Once a tangible reward was involved, the autistic children may have thought “This means he must want the factually correct answer, and I can ignore lower key signals otherwise”; in other words the expectation was finally clear, as far as the children were concerned.

I agree. People bring their own information to the test. The fact that in the real world, the information has social implications is probably not relevant.

That specific test is useful for discovering schizophrenics, but perhaps not as useful for discovering people who have decided not to take their drugs. I guess it depends on the context: my acquaintance used to routinely ask that question to people presenting or being presented for residential care. And I’ve known several schizophrenics.

It is a characteristic of florid psychosis that you don’t know which are “voices” and what are just voices, but people who are not entirely psychotic do know, and will tell you about it if you ask.

Well, no single question was the basis for a diagnosis. It was the answers to a couple of hundred questions, and then, that just screened for people who needed further examination-- and even then, the test was just given to people who had received a referral in the first place.

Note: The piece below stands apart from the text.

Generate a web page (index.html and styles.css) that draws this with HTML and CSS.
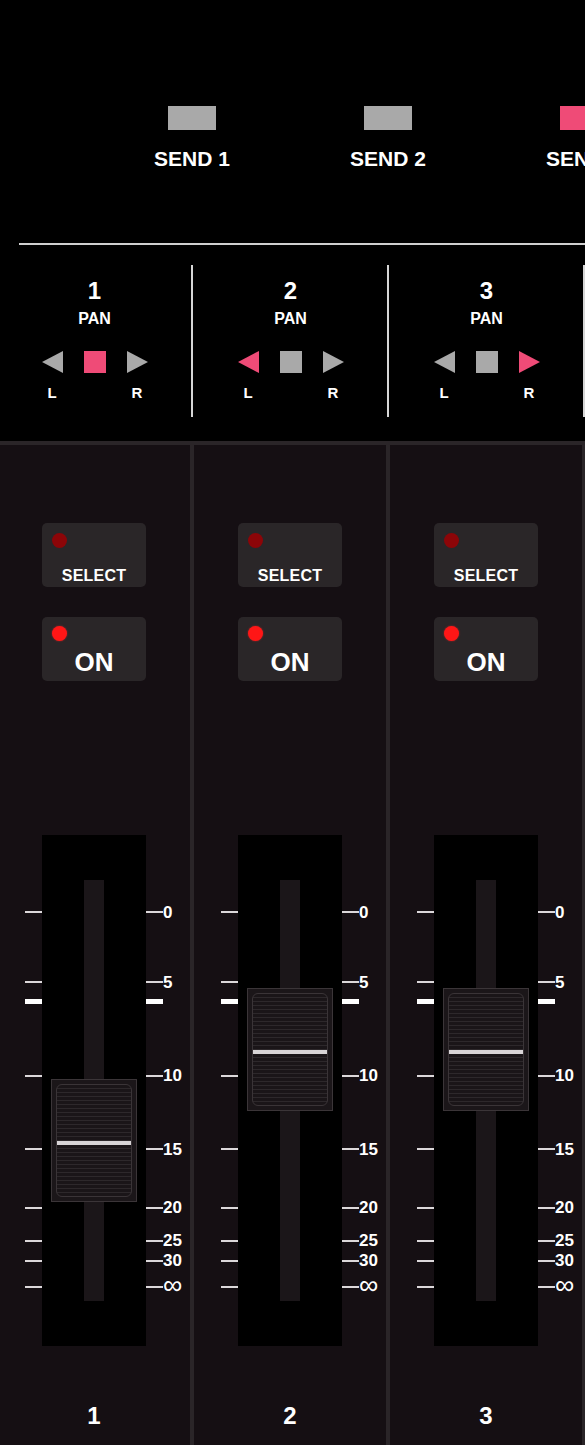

The point wasn’t so much that the one question about hearing voices was the be-all and end-all, as much as it is the one that malingerers are most often mendacious about, because it is so well-known. No matter how you phrase it, non-schizophrenics trying to get a false diagnosis will answer in the affirmative, while actual schizophrenics are much less likely to say “Yes.” Maybe that is for a variety of reasons-- maybe because some of them don’t relate to the term “hearing voices”; maybe because some of them are trying to avoid the diagnosis; maybe because some of them are trying to please the tester by giving what they think is the “right” answer.

The point the author of the article was making was that the question was not especially useful in screening for genuine schizophrenia, but very useful in screening for people pretending to have psychoses. When coupled with the question about food tasting the same, it was even more useful.

I can understand the question being used in detecting malingerers. But usefulness in detecting malingerers is not the same as uselessness in screening for schizophrenia.

I still take issue with the idea that it not useful in screening for genuine schizophrenia: in the experience of the psychiatrist I talked with, it is useful for that purpose, and he used it for that purpose.

And I can attest that for a non-psychiatrist, it is useful for screening for genuine schizophrenia: all of the people I know who reported hearing voices are schizophrenic: none of the people I know who are not schizophrenic have reported hearing voices (apart from the odd hypnagogic hallucination)

I still regret not knowing this / thinking this through with the first guy I knew. He was slightly worried, and later became distressed, and knowing what I know now, I would have been in contact with his parents and doctor to arrange urgent care.

But at the time, I was just “Hearing voices?” that’s interesting, but not very interesting.

Yes, diagnostic tools are useful, but developing an accurate theory of mind as it applies to both neurotypical and autistic patients is also useful, as that could potentially lead to more effective treatment or coping strategies.

Sample size of one, I just asked one that I know the Sally-Anne test. He is high functioning, but I have noticed he has trouble seeing things from other’s perspectives unless called to his attention. He said Sally should look for the ball where Anne put it, instead of where Sally last left it. I suspected he would answer it the other way, but nope evidently Sally can somehow read Anne’s mind and knew where the ball was.